Since the script is co-written by Maupin, Anderson, and Stettner, it's hard to tell who did what. “Night Listener” might be a collaborative effort that's not particularly effective, judging by the end result and the film's incoherence.

More specifically, the movie suffers from two major problems. First, it unravels too quickly its central mystery, namely, the identity of the mother; the audience is always ahead of the story, which is detrimental for a thriller. Second, and more importantly, in the last reel, the movie changes its point-of-view, shifting from the writer, who's by far the most interesting character, to the mother, who by that time has already emerged as a pathological liar.

Once Gabriel meets Donna, the movie loses its narrative drive and begins to escalate in senseless ways. The story reaches its lowest point in a preposterous scene, in which Donna tries to kill Gabriel and herself. It's too bad that the writers don't trust their audiences and feel pressure to signal and explain every aspect of the story, which in the book form maintains ambiguity throughout the end; among other faults, the picture has one too many endings.

Though containing a limited number of characters, the plot keeps changing its focus and point-of-view, not always for the better.
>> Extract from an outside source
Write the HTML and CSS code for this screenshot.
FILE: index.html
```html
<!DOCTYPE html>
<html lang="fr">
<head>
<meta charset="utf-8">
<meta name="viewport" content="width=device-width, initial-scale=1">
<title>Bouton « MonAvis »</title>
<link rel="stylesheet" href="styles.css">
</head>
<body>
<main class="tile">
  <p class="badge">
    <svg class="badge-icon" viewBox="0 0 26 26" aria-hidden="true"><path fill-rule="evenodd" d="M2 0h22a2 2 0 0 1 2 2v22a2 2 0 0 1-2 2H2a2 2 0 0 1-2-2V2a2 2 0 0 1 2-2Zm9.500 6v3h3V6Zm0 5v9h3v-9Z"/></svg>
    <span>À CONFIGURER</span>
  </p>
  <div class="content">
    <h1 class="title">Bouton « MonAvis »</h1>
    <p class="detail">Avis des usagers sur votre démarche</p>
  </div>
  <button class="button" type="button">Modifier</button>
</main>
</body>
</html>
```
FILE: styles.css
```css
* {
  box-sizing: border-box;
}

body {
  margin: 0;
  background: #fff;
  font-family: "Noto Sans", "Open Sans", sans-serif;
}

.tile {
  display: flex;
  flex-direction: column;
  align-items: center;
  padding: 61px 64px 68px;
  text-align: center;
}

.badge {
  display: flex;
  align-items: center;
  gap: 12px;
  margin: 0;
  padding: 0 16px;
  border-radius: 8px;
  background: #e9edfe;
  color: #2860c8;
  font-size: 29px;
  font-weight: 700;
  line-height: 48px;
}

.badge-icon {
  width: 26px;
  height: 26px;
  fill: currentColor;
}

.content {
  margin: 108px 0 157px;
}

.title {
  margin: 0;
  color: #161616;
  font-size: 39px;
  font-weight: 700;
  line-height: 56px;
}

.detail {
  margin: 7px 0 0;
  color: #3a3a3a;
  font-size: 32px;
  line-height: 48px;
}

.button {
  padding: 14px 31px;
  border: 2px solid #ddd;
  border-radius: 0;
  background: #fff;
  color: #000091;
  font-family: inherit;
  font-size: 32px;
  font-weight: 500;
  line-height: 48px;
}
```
Later in the film, when the more obvious thriller elements surface, Stettner shifts from a more subjective to a more objective, omniscient angle, giving the audience the sense that the voyeur is also being watched.

Even so, “The Night Listener” represents a quantum leap forward for Stettner, who made his feature directorial debut in 2001 with the modest, well-acted “The Business of Strangers,” a femme-empowerment melodrama co-starring Stockard Channing and Julia Styles. Rising above the limitations of his material, Stettner shows talent for a detailed and sophisticated mise-en-scene, lending the film a smooth look and fluid sound, courtesy of ace lenser Lisa Rinzler and composer Peter Nashel, respectively.

End note

“The Night Listener” may benefit from the timeliness of its source matetial. J. T. LeRoy was recently revealed to be a fictitious author, even though his memoir, “A Million Little Pieces,” continues to be a national best-seller.